▶ **What to work on**
All of the data should be output character for character, except the pictures.

▶ **Source data**
********************

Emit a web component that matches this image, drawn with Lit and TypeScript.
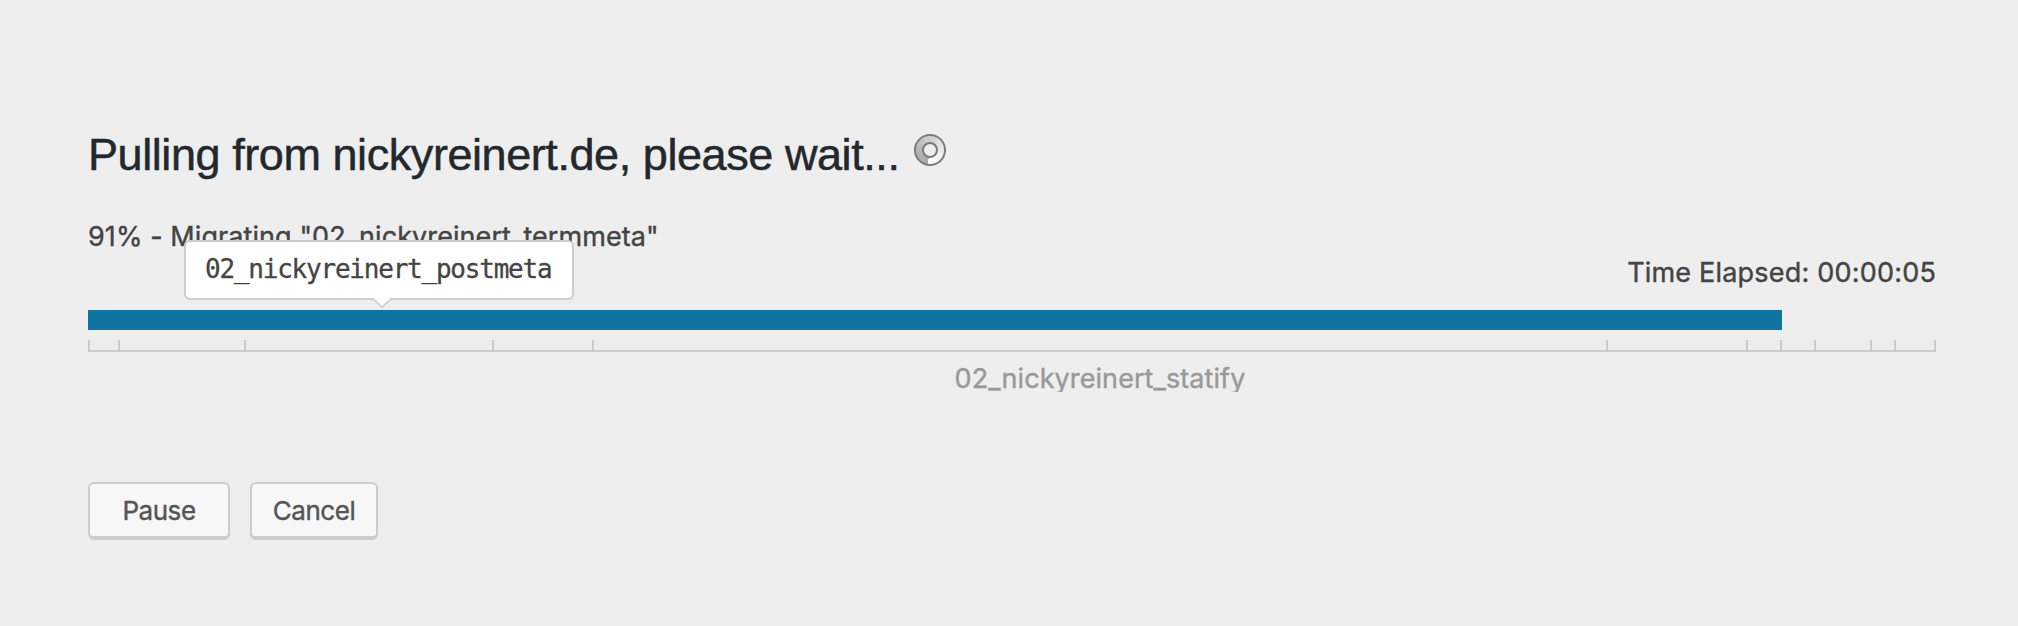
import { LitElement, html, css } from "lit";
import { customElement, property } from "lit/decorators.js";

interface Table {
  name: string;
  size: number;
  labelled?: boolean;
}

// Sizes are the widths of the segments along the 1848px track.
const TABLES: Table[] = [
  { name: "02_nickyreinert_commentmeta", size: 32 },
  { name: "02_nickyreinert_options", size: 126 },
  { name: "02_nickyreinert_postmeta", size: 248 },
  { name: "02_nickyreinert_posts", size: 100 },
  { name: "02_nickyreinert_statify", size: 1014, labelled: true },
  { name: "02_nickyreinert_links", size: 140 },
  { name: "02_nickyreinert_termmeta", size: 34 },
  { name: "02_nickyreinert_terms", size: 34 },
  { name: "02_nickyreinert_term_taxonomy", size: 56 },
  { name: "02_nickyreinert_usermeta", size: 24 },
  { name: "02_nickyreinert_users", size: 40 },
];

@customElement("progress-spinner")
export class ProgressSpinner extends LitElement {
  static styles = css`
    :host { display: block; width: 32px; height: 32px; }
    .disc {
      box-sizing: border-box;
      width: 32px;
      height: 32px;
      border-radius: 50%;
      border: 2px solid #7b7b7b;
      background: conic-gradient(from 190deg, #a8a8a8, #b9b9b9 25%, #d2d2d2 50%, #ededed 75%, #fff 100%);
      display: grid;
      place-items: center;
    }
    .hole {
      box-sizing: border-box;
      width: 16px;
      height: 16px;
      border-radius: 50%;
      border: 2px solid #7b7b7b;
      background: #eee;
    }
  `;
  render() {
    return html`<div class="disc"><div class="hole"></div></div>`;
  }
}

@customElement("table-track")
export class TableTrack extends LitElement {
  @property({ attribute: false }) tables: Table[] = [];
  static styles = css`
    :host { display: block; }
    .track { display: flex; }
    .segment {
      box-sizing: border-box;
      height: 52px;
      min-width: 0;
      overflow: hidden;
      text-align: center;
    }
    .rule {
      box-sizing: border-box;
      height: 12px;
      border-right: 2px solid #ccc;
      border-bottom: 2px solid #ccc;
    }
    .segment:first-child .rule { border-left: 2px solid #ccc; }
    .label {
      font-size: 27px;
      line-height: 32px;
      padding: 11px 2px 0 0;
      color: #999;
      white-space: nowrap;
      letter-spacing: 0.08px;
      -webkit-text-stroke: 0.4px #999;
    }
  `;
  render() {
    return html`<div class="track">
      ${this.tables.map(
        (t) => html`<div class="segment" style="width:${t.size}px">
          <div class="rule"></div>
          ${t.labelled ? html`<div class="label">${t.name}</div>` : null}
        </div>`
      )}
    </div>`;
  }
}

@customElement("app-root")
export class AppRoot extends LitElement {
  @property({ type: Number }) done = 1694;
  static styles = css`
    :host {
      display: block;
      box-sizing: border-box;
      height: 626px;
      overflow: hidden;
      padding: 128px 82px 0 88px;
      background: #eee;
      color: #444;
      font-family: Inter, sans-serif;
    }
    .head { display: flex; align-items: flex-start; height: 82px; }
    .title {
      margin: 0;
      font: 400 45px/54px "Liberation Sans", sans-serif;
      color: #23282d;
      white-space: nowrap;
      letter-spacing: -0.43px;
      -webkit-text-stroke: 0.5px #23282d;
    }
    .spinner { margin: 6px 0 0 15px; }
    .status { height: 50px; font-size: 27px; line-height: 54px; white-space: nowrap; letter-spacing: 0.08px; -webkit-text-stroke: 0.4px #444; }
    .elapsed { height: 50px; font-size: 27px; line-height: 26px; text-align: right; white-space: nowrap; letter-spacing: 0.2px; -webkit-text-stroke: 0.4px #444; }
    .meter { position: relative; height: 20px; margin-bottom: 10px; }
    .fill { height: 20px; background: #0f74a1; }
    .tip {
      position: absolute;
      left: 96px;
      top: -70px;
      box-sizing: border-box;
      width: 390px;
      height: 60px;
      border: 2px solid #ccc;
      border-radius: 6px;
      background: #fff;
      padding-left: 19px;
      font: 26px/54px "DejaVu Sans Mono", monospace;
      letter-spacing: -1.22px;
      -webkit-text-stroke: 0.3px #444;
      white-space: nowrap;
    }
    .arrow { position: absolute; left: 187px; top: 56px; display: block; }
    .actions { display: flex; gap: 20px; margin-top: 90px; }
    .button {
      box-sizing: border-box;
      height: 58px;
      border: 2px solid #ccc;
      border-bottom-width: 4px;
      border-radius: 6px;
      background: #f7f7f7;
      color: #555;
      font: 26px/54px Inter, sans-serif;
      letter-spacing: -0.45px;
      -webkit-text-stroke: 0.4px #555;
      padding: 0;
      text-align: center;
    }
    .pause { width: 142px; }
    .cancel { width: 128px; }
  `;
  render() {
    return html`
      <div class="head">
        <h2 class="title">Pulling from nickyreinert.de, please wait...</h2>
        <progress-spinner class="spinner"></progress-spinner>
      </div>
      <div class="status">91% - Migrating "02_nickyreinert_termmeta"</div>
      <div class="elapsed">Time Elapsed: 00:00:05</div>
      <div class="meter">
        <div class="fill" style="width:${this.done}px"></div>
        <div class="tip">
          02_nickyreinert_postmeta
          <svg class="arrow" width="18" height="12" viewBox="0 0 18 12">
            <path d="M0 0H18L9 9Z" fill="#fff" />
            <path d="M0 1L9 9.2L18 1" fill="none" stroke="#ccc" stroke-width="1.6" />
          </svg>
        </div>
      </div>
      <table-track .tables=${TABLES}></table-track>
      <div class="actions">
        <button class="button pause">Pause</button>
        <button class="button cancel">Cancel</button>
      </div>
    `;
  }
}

********************

▶ **Problem solution**
Emit a web component that matches this image, drawn with Lit and TypeScript.
import { LitElement, html, css } from "lit";
import { customElement, property } from "lit/decorators.js";

interface Table {
  name: string;
  size: number;
  labelled?: boolean;
}

// Sizes are the widths of the segments along the 1848px track.
const TABLES: Table[] = [
  { name: "02_nickyreinert_commentmeta", size: 32 },
  { name: "02_nickyreinert_options", size: 126 },
  { name: "02_nickyreinert_postmeta", size: 248 },
  { name: "02_nickyreinert_posts", size: 100 },
  { name: "02_nickyreinert_statify", size: 1014, labelled: true },
  { name: "02_nickyreinert_links", size: 140 },
  { name: "02_nickyreinert_termmeta", size: 34 },
  { name: "02_nickyreinert_terms", size: 34 },
  { name: "02_nickyreinert_term_taxonomy", size: 56 },
  { name: "02_nickyreinert_usermeta", size: 24 },
  { name: "02_nickyreinert_users", size: 40 },
];

@customElement("progress-spinner")
export class ProgressSpinner extends LitElement {
  static styles = css`
    :host { display: block; width: 32px; height: 32px; }
    .disc {
      box-sizing: border-box;
      width: 32px;
      height: 32px;
      border-radius: 50%;
      border: 2px solid #7b7b7b;
      background: conic-gradient(from 190deg, #a8a8a8, #b9b9b9 25%, #d2d2d2 50%, #ededed 75%, #fff 100%);
      display: grid;
      place-items: center;
    }
    .hole {
      box-sizing: border-box;
      width: 16px;
      height: 16px;
      border-radius: 50%;
      border: 2px solid #7b7b7b;
      background: #eee;
    }
  `;
  render() {
    return html`<div class="disc"><div class="hole"></div></div>`;
  }
}

@customElement("table-track")
export class TableTrack extends LitElement {
  @property({ attribute: false }) tables: Table[] = [];
  static styles = css`
    :host { display: block; }
    .track { display: flex; }
    .segment {
      box-sizing: border-box;
      height: 52px;
      min-width: 0;
      overflow: hidden;
      text-align: center;
    }
    .rule {
      box-sizing: border-box;
      height: 12px;
      border-right: 2px solid #ccc;
      border-bottom: 2px solid #ccc;
    }
    .segment:first-child .rule { border-left: 2px solid #ccc; }
    .label {
      font-size: 27px;
      line-height: 32px;
      padding: 11px 2px 0 0;
      color: #999;
      white-space: nowrap;
      letter-spacing: 0.08px;
      -webkit-text-stroke: 0.4px #999;
    }
  `;
  render() {
    return html`<div class="track">
      ${this.tables.map(
        (t) => html`<div class="segment" style="width:${t.size}px">
          <div class="rule"></div>
          ${t.labelled ? html`<div class="label">${t.name}</div>` : null}
        </div>`
      )}
    </div>`;
  }
}

@customElement("app-root")
export class AppRoot extends LitElement {
  @property({ type: Number }) done = 1694;
  static styles = css`
    :host {
      display: block;
      box-sizing: border-box;
      height: 626px;
      overflow: hidden;
      padding: 128px 82px 0 88px;
      background: #eee;
      color: #444;
      font-family: Inter, sans-serif;
    }
    .head { display: flex; align-items: flex-start; height: 82px; }
    .title {
      margin: 0;
      font: 400 45px/54px "Liberation Sans", sans-serif;
      color: #23282d;
      white-space: nowrap;
      letter-spacing: -0.43px;
      -webkit-text-stroke: 0.5px #23282d;
    }
    .spinner { margin: 6px 0 0 15px; }
    .status { height: 50px; font-size: 27px; line-height: 54px; white-space: nowrap; letter-spacing: 0.08px; -webkit-text-stroke: 0.4px #444; }
    .elapsed { height: 50px; font-size: 27px; line-height: 26px; text-align: right; white-space: nowrap; letter-spacing: 0.2px; -webkit-text-stroke: 0.4px #444; }
    .meter { position: relative; height: 20px; margin-bottom: 10px; }
    .fill { height: 20px; background: #0f74a1; }
    .tip {
      position: absolute;
      left: 96px;
      top: -70px;
      box-sizing: border-box;
      width: 390px;
      height: 60px;
      border: 2px solid #ccc;
      border-radius: 6px;
      background: #fff;
      padding-left: 19px;
      font: 26px/54px "DejaVu Sans Mono", monospace;
      letter-spacing: -1.22px;
      -webkit-text-stroke: 0.3px #444;
      white-space: nowrap;
    }
    .arrow { position: absolute; left: 187px; top: 56px; display: block; }
    .actions { display: flex; gap: 20px; margin-top: 90px; }
    .button {
      box-sizing: border-box;
      height: 58px;
      border: 2px solid #ccc;
      border-bottom-width: 4px;
      border-radius: 6px;
      background: #f7f7f7;
      color: #555;
      font: 26px/54px Inter, sans-serif;
      letter-spacing: -0.45px;
      -webkit-text-stroke: 0.4px #555;
      padding: 0;
      text-align: center;
    }
    .pause { width: 142px; }
    .cancel { width: 128px; }
  `;
  render() {
    return html`
      <div class="head">
        <h2 class="title">Pulling from nickyreinert.de, please wait...</h2>
        <progress-spinner class="spinner"></progress-spinner>
      </div>
      <div class="status">91% - Migrating "02_nickyreinert_termmeta"</div>
      <div class="elapsed">Time Elapsed: 00:00:05</div>
      <div class="meter">
        <div class="fill" style="width:${this.done}px"></div>
        <div class="tip">
          02_nickyreinert_postmeta
          <svg class="arrow" width="18" height="12" viewBox="0 0 18 12">
            <path d="M0 0H18L9 9Z" fill="#fff" />
            <path d="M0 1L9 9.2L18 1" fill="none" stroke="#ccc" stroke-width="1.6" />
          </svg>
        </div>
      </div>
      <table-track .tables=${TABLES}></table-track>
      <div class="actions">
        <button class="button pause">Pause</button>
        <button class="button cancel">Cancel</button>
      </div>
    `;
  }
}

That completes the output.